Whilst the RAF night vision story has been the subject of much controversy over the years, it did lead to some serious scientific research from the 1960’s onwards into the effectiveness of Bilberries in eye health.
The Bilberry is extremely rich in the phytochemicals anthocyanosides – powerful antioxidants that have been found to have positive effects on vision in low lighting conditions. Anthocyanosides are responsible for the regeneration of rhodopsin, a purple pigment in the eye which is responsible for night vision. Bilberries also improve the blood flow to the many small capillaries of the eye.
One study was conducted to ascertain the effectiveness of Bilberries for cell damage in the retina after exposure to blue light. Damage to these retinal cells can make it difficult to distinguish between shapes and colours and it was found that Bilberry did indeed protect the cells from damage due to light exposure.

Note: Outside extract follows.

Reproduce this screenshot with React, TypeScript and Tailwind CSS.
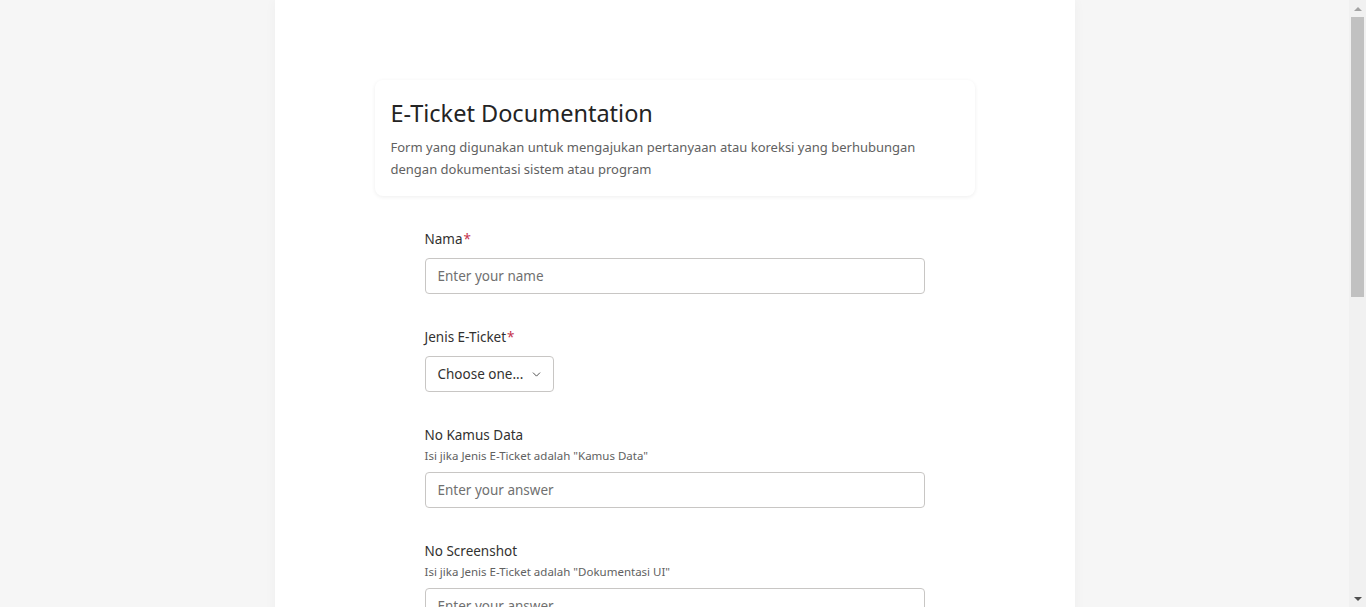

A Russian animal study done in 2005 showed that Bilberry extract was effective for age related vision problems in rats. Done on a strain of rats that have been used since the 1970’s for eye research, they are prone to developing age related eye problems due to their genetics. Researchers found that the group of rats who were fed Bilberry extract for 25% of their diet “completely prevented impairments in the lenses and retina.” In the control group, 70% had macular degeneration and cataracts after 3 months. The researchers concluded that, “Bilberries pose a viable complement in the venue of treating ocular disease and conditions.”
Bilberries contain 5% to 10% tannins, which act as an astringent and it is these tannins that target the bowel, reducing intestinal inflammation, helping to treat diarrhoea.
The anthocyanins present in Bilberries increase stomach mucous which allows more complete breakdown of food. The increased stomach mucous also helps in the healing of stomach ulcers. The US National Institute of Health (NIH) recognises the health value of this berry and support its use for healing stomach ulcers.
Although more research is needed, preliminary studies show that the anthocyanosides present in Bilberries may strengthen blood vessels, improve circulation, and prevent the oxidation of LDL (bad) cholesterol, a major risk factor for atherosclerosis (plaque that blocks blood vessels, leading to heart attack and stroke).
The anthocyanins in Bilberries are responsible for their rich purple colour. Anthocyanins are members of a flavonoid group of phytochemicals that are extensively studied for their contribution to human health. Powerfully antioxidant, one of their most important health benefits is the ability to scavenge free radicals. Free radicals are rogue atoms or atomic groups that have lost at least one electron, forcing them to steal electrons from neighbouring molecules in the hope of stabilising themselves. Unsurprisingly, this can cause havoc in the body, leading to a whole host of health problems. Anthocyanins seek out these groups and donate electrons, stabilising the atoms, protecting cells from damage (oxidative stress) and neutralising free radicals.
Folklore and history
Bilberry makes its debut in written history back in Roman times, when Pliny the Elder specifically mentioned this fruit in a surviving written source. Dioscorides, the notable Roman physician of Greek origin, recommended Bilberries for the treatment of dysentry.
By the Middle Ages, Bilberries were considered to have astringent, tonic and cleansing properties. They were traditionally used in many European countries to treat diarrhoea, hemorrhoids, gastrointestinal inflammation, scurvy and urinary complaints.
Bilberries were also used in ancient times for dying clothes, particularly by the Celts and Scandinavians.
Bilberry is a relation of the North American blueberry, the cranberry and huckleberry, whose leaves and berries have been used traditionally for centuries. The leaves were used as a folk remedy for diabetes and the berries were used by Elizabethan apothecaries to make a syrup with honey called “Rob” to treat diarrhoea. This use seems to have been confirmed, with the German Commission E (a panel of experts that assess the safety and effective of herbs), who approved the use of Bilberry for diarrhoea and inflammation of the mouth or throat.
Bilberry’s claim to fame goes back to World War II when RAF pilots are said to have eaten Bilberry jam before night raids. The RAF reportedly found that it improved their night vision and it is said that this was the reason for their incredible accuracy.
Fresh Bilberries are delicious eaten straight, added to smoothies or baked in a Bilberry Pie.
Bilberry Fruit Powder can be added to smoothies, used in raw chocolate and cake making or added to yoghurt and cereals.
Vitamins: E, C, and K. Minerals: Copper, Manganese, Calcium, Phosphorus, Iron
Phytochemicals: anthocyanins, flavonoids, hydroquinone, oleanolic acid, neomyrtillin, sodium, tannins, and ursolic acid
No known side effects. However if you are taking any prescription medications (especially for blood thinning), please consult your healthcare professional before using Bilberry.